Eine Gefahr droht beim Bau des Palasts: Die Uferbefestigungen können der gewaltigen Last des halbfertigen Bauwerks kaum widerstehen und drohen mit ihm in die Newa zu stürzen. Rastrelli hat eine geniale Idee: Er will alle Uferkais der Newa und der Kanäle mit Granit befestigen. Elisabeth bewilligt 1755 diese Pläne, der benötigte Granit wird aus Finnland in die Stadt geschleppt. Alexander Puschkin kann zu Recht behaupten: »Die Newa hüllte sich in Stein,/Die Wasser überspannen Brücken,/Und dunkel-grüne Gärten schmücken/Der Inseln malerische Reihn. […] Ich liebedich, du Schöpfung Peters,/Ich lieb die strenge, gerade Pracht,/Der Newa majestätisch Fließen,/Ihr Ufer in Granit gebracht.«
Rastrelli weiß vor lauter Arbeit nicht mehr, wo ihm der Kopf steht. In seiner Not bildet er selbst Architekten aus. Nur so kann er die kaiserlichen Ansprüche und Aufträge bewältigen. Sein Familienleben allerdings leidet stark darunter. Mit seiner Frau, einer gebürtigen Gräfin aus Wales, hat er mehrere Töchter, die alle bis auf eine im Kindesalter sterben.

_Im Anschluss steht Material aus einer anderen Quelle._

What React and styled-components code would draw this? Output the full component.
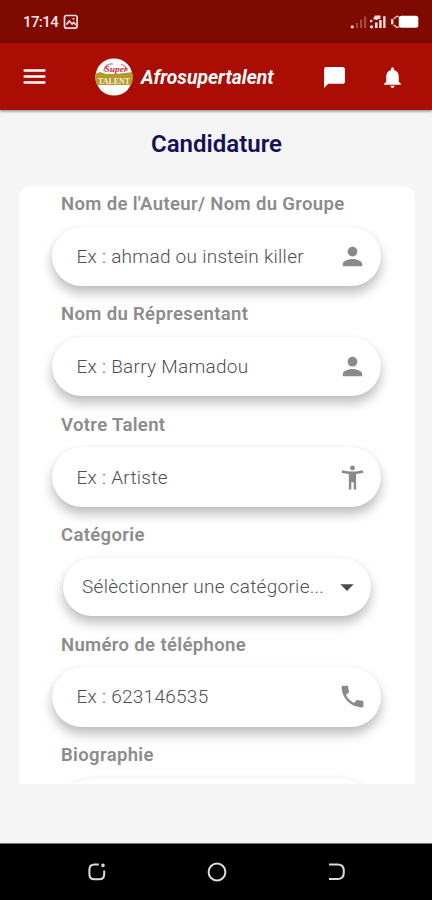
import React from 'react';
import styled, { createGlobalStyle, css } from 'styled-components';
import {
  MdMenu,
  MdChatBubble,
  MdNotifications,
  MdPerson,
  MdAccessibilityNew,
  MdPhone,
  MdArrowDropDown
} from 'react-icons/md';

const fields = [
  { label: "Nom de l'Auteur/ Nom du Groupe", text: 'Ex : ahmad ou instein killer', icon: MdPerson },
  { label: 'Nom du Répresentant', text: 'Ex : Barry Mamadou', icon: MdPerson },
  { label: 'Votre Talent', text: 'Ex : Artiste', icon: MdAccessibilityNew },
  { label: 'Catégorie', text: 'Sélèctionner une catégorie...', icon: MdArrowDropDown, select: true },
  { label: 'Numéro de téléphone', text: 'Ex : 623146535', icon: MdPhone },
  { label: 'Biographie', text: '', select: true }
];

const Field = ({ label, text, icon: Icon, select }) => (
  <FieldStyled $select={select}>
    <LabelStyled>{label}</LabelStyled>
    <PillStyled $select={select}>
      <PlaceholderStyled>{text}</PlaceholderStyled>
      {Icon && <Icon size={select ? 32 : 29} />}
    </PillStyled>
  </FieldStyled>
);

const PictureIcon = () => (
  <svg width="16" height="16" viewBox="0 0 16 16" fill="none" stroke="#f0dcda" strokeWidth="1.7">
    <rect x="1.5" y="1.5" width="12.6" height="12.6" rx="2" />
    <path d="M3.4 10.6 6.3 7l2.8 3 1.5-1.6 2.4 2.6" />
    <path d="M9.6 4.8h1.8" />
  </svg>
);

const StatusIcons = () => (
  <svg width="70" height="16" viewBox="0 0 70 16">
    <circle cx="2.2" cy="12.8" r="1.6" fill="#f7e3dc" />
    <g fill="#a5483f">
      <rect x="6" y="9" width="2" height="5" />
      <rect x="10" y="5.5" width="2.2" height="8.5" />
      <rect x="14" y="2.5" width="2.2" height="11.5" />
    </g>
    <g fill="#f3dfdd">
      <circle cx="21.5" cy="12.8" r="1.6" />
      <circle cx="21.2" cy="7" r="1.3" />
      <rect x="25" y="8.5" width="2.6" height="5.5" />
      <rect x="29.2" y="6" width="2.5" height="8" />
      <rect x="33.2" y="2.2" width="2.3" height="11.8" />
      <path d="M23 5l2-3.6h5.5v3.2l-4 1.4z" />
    </g>
    <path d="M49 2.4h-2.4l-3 2.4M49 13.2h-2.4l-3-2.4" fill="none" stroke="#e3b8b4" strokeWidth="1.5" />
    <rect x="41" y="5" width="2.4" height="5.6" rx="1" fill="#f7e3dc" />
    <rect x="48.8" y="1.7" width="19.5" height="12.1" rx="2.5" fill="#fff" />
  </svg>
);

const Logo = () => (
  <svg width="38" height="38" viewBox="0 0 38 38">
    <defs>
      <clipPath id="logo-clip">
        <circle cx="19" cy="19" r="18.6" />
      </clipPath>
    </defs>
    <circle cx="19" cy="19" r="18.6" fill="#fff" />
    <path d="M0 16l5-2 6 2h10l8-1 9-1v13H0z" fill="#b39a2c" clipPath="url(#logo-clip)" />
    <path
      d="M9 13c0-5 5-8 9-7M26 6c3 1 6 4 6 7"
      fill="none"
      stroke="#d96a76"
      strokeWidth="1.2"
    />
    <LogoTextStyled x="19" y="26" fontSize="9" textLength="32" lengthAdjust="spacingAndGlyphs" fill="#f6f1df">
      TALENT
    </LogoTextStyled>
    <LogoTextStyled
      x="21"
      y="14"
      fontSize="9"
      fontStyle="italic"
      textLength="23"
      lengthAdjust="spacingAndGlyphs"
      fill="#c92a3c"
    >
      Super
    </LogoTextStyled>
  </svg>
);

const App = () => (
  <>
    <GlobalStyle />
    <ScreenStyled>
      <StatusBarStyled>
        <ClockStyled>17:14</ClockStyled>
        <PictureIcon />
        <SpacerStyled />
        <StatusIcons />
      </StatusBarStyled>
      <AppBarStyled>
        <MdMenu size={29} />
        <BrandStyled>
          <Logo />
          <BrandNameStyled>Afrosupertalent</BrandNameStyled>
        </BrandStyled>
        <SpacerStyled />
        <ActionsStyled>
          <MdChatBubble size={25} />
          <MdNotifications size={25} />
        </ActionsStyled>
      </AppBarStyled>
      <MainStyled>
        <TitleStyled>Candidature</TitleStyled>
        <CardStyled>
          {fields.map(field => (
            <Field key={field.label} {...field} />
          ))}
        </CardStyled>
      </MainStyled>
      <NavBarStyled>
        <svg width="20" height="20" viewBox="0 0 20 20">
          <path d="M11.8 2.4H7.6Q2.4 2.4 2.4 7.4v4.8q0 5 5 5h4.8q5 0 5-5V8.4" />
          <circle cx="16" cy="3.4" r="0.8" />
        </svg>
        <svg width="20" height="20" viewBox="0 0 20 20">
          <circle cx="10" cy="10" r="8.4" />
        </svg>
        <svg width="20" height="20" viewBox="0 0 20 20">
          <path d="M2 2.4h8.5q6.3 0 6.3 6.3v2.1q0 6.3-6.3 6.3H2" />
        </svg>
      </NavBarStyled>
    </ScreenStyled>
  </>
);

export default App;

const GlobalStyle = createGlobalStyle`
  * {
    box-sizing: border-box;
  }

  body {
    margin: 0;
    font-family: Roboto, sans-serif;
  }

  svg {
    display: block;
    flex-shrink: 0;
  }
`;

const ScreenStyled = styled.div`
  display: flex;
  flex-direction: column;
  width: 432px;
  height: 900px;
  overflow: hidden;
  background: #f5f5f5;
`;

const StatusBarStyled = styled.header`
  display: flex;
  align-items: center;
  flex-shrink: 0;
  height: 43px;
  padding: 0 12px 0 23px;
  background: #7e0a02;
`;

const ClockStyled = styled.span`
  width: 35px;
  margin-right: 5px;
  color: #f5e6e4;
  font-size: 15px;
  font-weight: 500;
  letter-spacing: -0.6px;
  white-space: nowrap;
`;

const SpacerStyled = styled.div`
  flex: 1;
`;

const AppBarStyled = styled.div`
  z-index: 1;
  display: flex;
  align-items: center;
  flex-shrink: 0;
  height: 67px;
  padding: 0 27px 0 20px;
  color: #fff;
  background: #a90d04;
  box-shadow: 0 1px 3px rgba(0, 0, 0, 0.5);
`;

const BrandStyled = styled.div`
  display: flex;
  align-items: center;
  gap: 8px;
  margin-left: 46px;
`;

const LogoTextStyled = styled.text`
  font-family: 'Liberation Serif', serif;
  font-weight: 700;
  text-anchor: middle;
`;

const BrandNameStyled = styled.span`
  padding-top: 1px;
  font-size: 19.3px;
  font-style: italic;
  font-weight: 700;
`;

const ActionsStyled = styled.div`
  display: flex;
  gap: 33px;
  padding-top: 1px;
`;

const MainStyled = styled.main`
  display: flex;
  flex: 1;
  flex-direction: column;
  padding: 17px 17px 59px 19px;
`;

const TitleStyled = styled.h1`
  height: 32px;
  margin: 0 0 27px;
  padding-right: 1px;
  color: #151057;
  font-size: 24px;
  font-weight: 600;
  line-height: 34px;
  text-align: center;
`;

const CardStyled = styled.section`
  height: 598px;
  padding: 7px 34px 0 33px;
  overflow: hidden;
  border-radius: 12px 12px 0 0;
  background: #fff;
`;

const FieldStyled = styled.div`
  height: ${props => (props.$select ? '109.5px' : '110.4px')};
`;

const LabelStyled = styled.div`
  height: 22px;
  margin: 0 0 11.5px 9px;
  color: #8c8c8c;
  font-size: 18.5px;
  font-weight: 600;
  letter-spacing: 0.35px;
  line-height: 22px;
  white-space: nowrap;
`;

const PillStyled = styled.div`
  display: flex;
  align-items: center;
  justify-content: space-between;
  height: 59.5px;
  padding: 0 14px 0 24.5px;
  border-radius: 30px;
  color: #8a8a8a;
  background: #fff;
  box-shadow: 0 7px 12px rgba(0, 0, 0, 0.26), 0 0 3px rgba(0, 0, 0, 0.05);

  ${props =>
    props.$select &&
    css`
      height: 58.5px;
      margin: 0 10.5px 0 11px;
      padding: 0 7.5px 0 19px;
      color: #4d4d4d;
    `}
`;

const PlaceholderStyled = styled.span`
  color: #505050;
  font-size: 19px;
  font-weight: 300;
  letter-spacing: 0.27px;
  white-space: nowrap;
`;

const NavBarStyled = styled.nav`
  display: flex;
  align-items: center;
  justify-content: space-between;
  flex-shrink: 0;
  height: 57px;
  padding: 0 85px 0 87px;
  border-top: 1px solid #777;
  background: #000;

  svg {
    fill: none;
    stroke: #ddd;
    stroke-width: 2;
  }
`;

Zarin Elisabeth ist in den 50er-Jahren des 18. Jahrhunderts erst Ende 40, aber deutlich ermattet und ihres Amtes müde. Auch ihr zweiter Favorit, Graf Schuwalow, hat sich den jüngeren Damen des Hofes zugewandt. Elisabeth denkt an die Endlichkeit und will sich in ein Kloster zurückziehen. Aber noch ist sie die prunksüchtige Kaiserin und beauftragt ihren Lieblingsarchitekten mit dessen Bau. Die Zarin hat sich für das Kloster die Gegend um eine ehemalige Teerfabrik – »Smolny« heißt auf Russisch Teer – ausgesucht, im Newa-Knie am östlichen Stadtrand.